Once we reached the bottom, then it really turned into a foot race to reach Bellevue before dark. There were a few more falls in the last hour of the hike, but nothing like during the decent from Gun Barrel, and they were mostly because the trail was getting very dark under the dense vegetation with the setting sun. Ulie was gracious enough to give me a few minutes to try to clean up a little in the Guava River before the home stretch to Bellevue so it didn’t look like I had fallen quite so many times. By some miracle, we reached the Bellevue Road just as the sun set, and I had time, and just enough battery left in my camera, to take one last picture:
Walking down to my yard in the dark a little after 6, it started raining again, but I was still decently warm from the hike.
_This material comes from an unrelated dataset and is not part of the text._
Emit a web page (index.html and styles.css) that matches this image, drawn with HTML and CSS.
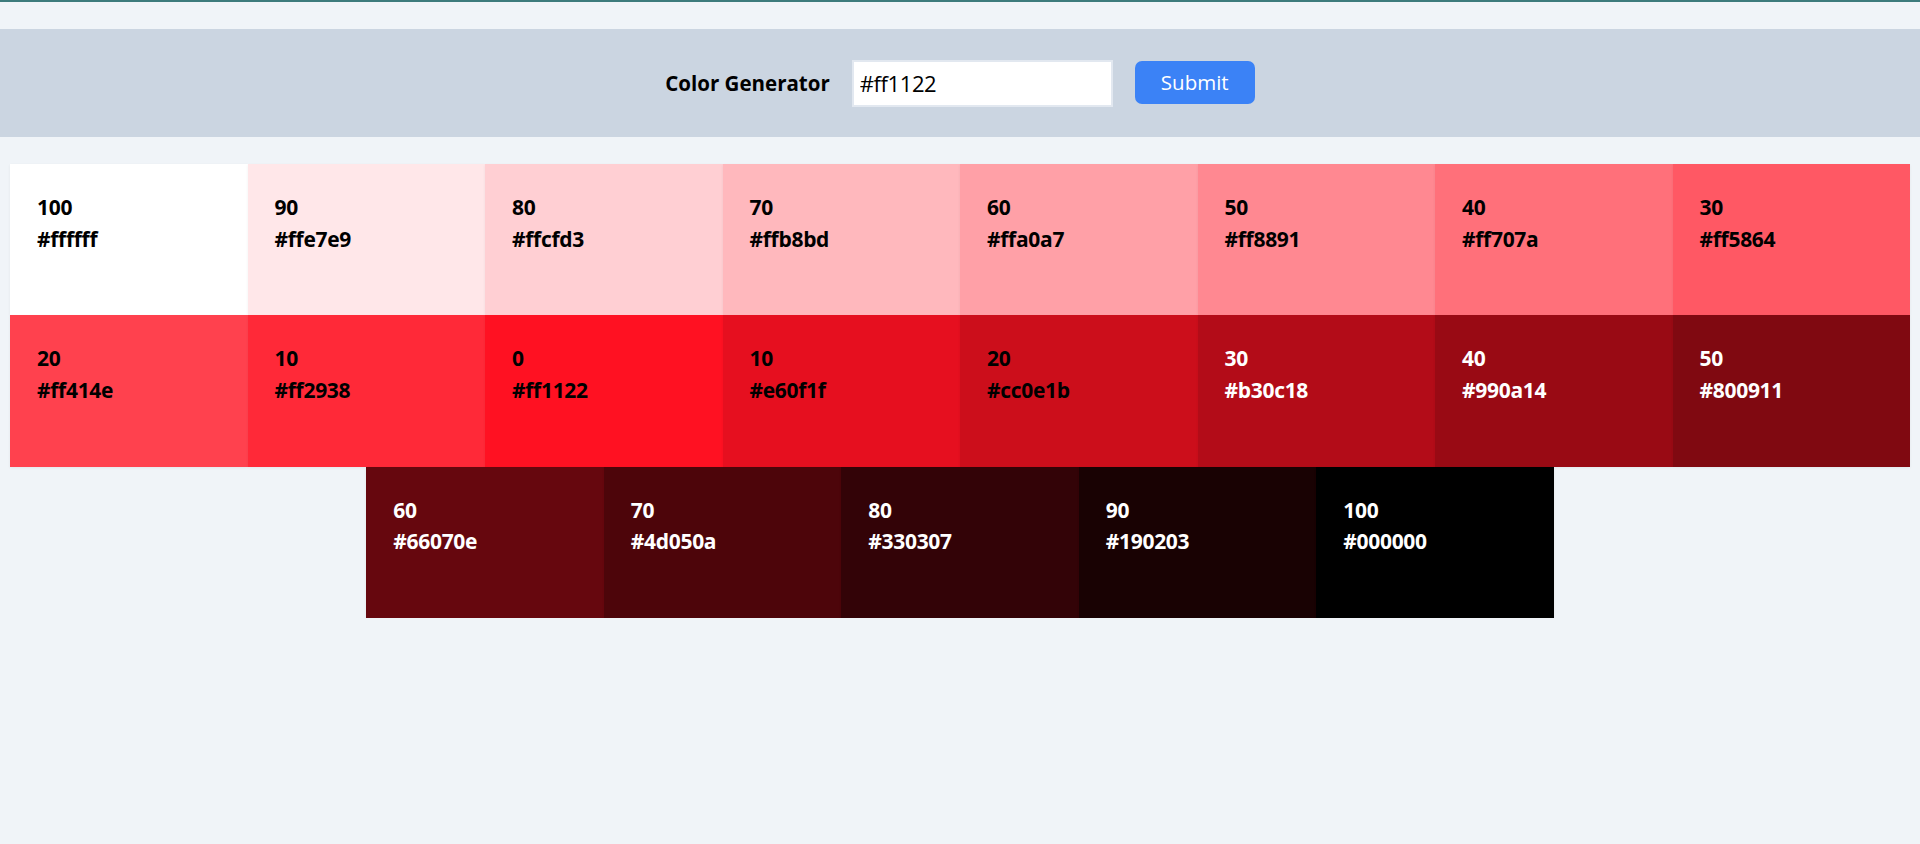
FILE: index.html
```html
<!DOCTYPE html>
<html lang="en">
<head>
<meta charset="utf-8">
<title>Color Generator</title>
<link rel="stylesheet" href="styles.css">
</head>
<body>
<div class="topline"></div>
<section class="header">
  <form class="gen-form">
    <label class="gen-label" for="color">Color Generator</label>
    <input class="gen-input" id="color" type="text" value="#ff1122">
    <button class="gen-btn" type="button">Submit</button>
  </form>
</section>
<section class="colors">
  <article class="swatch" style="background:#ffffff"><p class="weight">100</p><p class="hex">#ffffff</p></article>
  <article class="swatch" style="background:#ffe7e9"><p class="weight">90</p><p class="hex">#ffe7e9</p></article>
  <article class="swatch" style="background:#ffcfd3"><p class="weight">80</p><p class="hex">#ffcfd3</p></article>
  <article class="swatch" style="background:#ffb8bd"><p class="weight">70</p><p class="hex">#ffb8bd</p></article>
  <article class="swatch" style="background:#ffa0a7"><p class="weight">60</p><p class="hex">#ffa0a7</p></article>
  <article class="swatch" style="background:#ff8891"><p class="weight">50</p><p class="hex">#ff8891</p></article>
  <article class="swatch" style="background:#ff707a"><p class="weight">40</p><p class="hex">#ff707a</p></article>
  <article class="swatch" style="background:#ff5864"><p class="weight">30</p><p class="hex">#ff5864</p></article>
  <article class="swatch" style="background:#ff414e"><p class="weight">20</p><p class="hex">#ff414e</p></article>
  <article class="swatch" style="background:#ff2938"><p class="weight">10</p><p class="hex">#ff2938</p></article>
  <article class="swatch" style="background:#ff1122"><p class="weight">0</p><p class="hex">#ff1122</p></article>
  <article class="swatch" style="background:#e60f1f"><p class="weight">10</p><p class="hex">#e60f1f</p></article>
  <article class="swatch" style="background:#cc0e1b"><p class="weight">20</p><p class="hex">#cc0e1b</p></article>
  <article class="swatch dark" style="background:#b30c18"><p class="weight">30</p><p class="hex">#b30c18</p></article>
  <article class="swatch dark" style="background:#990a14"><p class="weight">40</p><p class="hex">#990a14</p></article>
  <article class="swatch dark" style="background:#800911"><p class="weight">50</p><p class="hex">#800911</p></article>
  <article class="swatch dark" style="background:#66070e"><p class="weight">60</p><p class="hex">#66070e</p></article>
  <article class="swatch dark" style="background:#4d050a"><p class="weight">70</p><p class="hex">#4d050a</p></article>
  <article class="swatch dark" style="background:#330307"><p class="weight">80</p><p class="hex">#330307</p></article>
  <article class="swatch dark" style="background:#190203"><p class="weight">90</p><p class="hex">#190203</p></article>
  <article class="swatch dark" style="background:#000000"><p class="weight">100</p><p class="hex">#000000</p></article>
</section>
</body>
</html>
```
FILE: styles.css
```css
* {
  box-sizing: border-box;
}

html, body {
  margin: 0;
  padding: 0;
  background: #f0f4f8;
  font-family: "Open Sans", "Noto Sans", sans-serif;
  color: #000;
}

.topline {
  height: 2px;
  background: #3d7b7c;
}

.header {
  margin-top: 27px;
  height: 108px;
  background: #cbd5e1;
  display: flex;
  align-items: center;
  justify-content: center;
}

.gen-form {
  display: flex;
  align-items: center;
  gap: 22px;
}

.gen-label {
  font-size: 20.5px;
  font-weight: 700;
  letter-spacing: 0;
}

.gen-input {
  width: 261px;
  height: 47px;
  border: 2px solid #e2e8f0;
  background: #fff;
  padding: 0 6px;
  font-family: "Open Sans", "Noto Sans", sans-serif;
  font-size: 22px;
  letter-spacing: -0.4px;
  color: #000;
  outline: none;
}

.gen-btn {
  width: 120px;
  height: 43px;
  margin-top: -2px;
  border: none;
  border-radius: 7px;
  background: #3b82f6;
  color: #fff;
  font-family: "Open Sans", "Noto Sans", sans-serif;
  font-size: 20.5px;
  cursor: pointer;
}

.colors {
  margin: 27px 10px 0;
  display: flex;
  flex-wrap: wrap;
  justify-content: center;
}

.swatch {
  width: 12.5%;
  height: 151.25px;
  padding: 28px 27px;
  box-shadow: 0 1px 3px rgba(0, 0, 0, 0.06);
}

.swatch p {
  margin: 0;
  font-size: 21px;
  font-weight: 700;
  line-height: 31.6px;
  letter-spacing: -0.3px;
}

.swatch.dark p {
  color: #fff;
}
```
As soon as I got back, my host family came out saying they were afraid I was lost in the bush somewhere and were getting ready to set out looking for me (apparently I didn’t make it clear enough that the original plan was for a 3 day hike). I was just thankful they had a plate of food for me! After cleaning up a bit, I finally started taking care of the ticks, trying to pick them off and squish them between my finger nails that are a bit too short. When my host sister and brother saw my futile efforts, they offered help and then spent the next half hour combing my arms, legs and back for ticks to kill. There’s nothing like a little communal grooming. (Does that count as an integration activity?)
Now a few days after the fact, the only physical effects are a few scratches on my arms and legs, some annoying bug bites, and some toe issues (I hope I don’t lose the nails on my big toes….). Otherwise, it was a lot of fun and I would recommend it to anyone who is up for a rough hike, just buy a proper pair of boots first!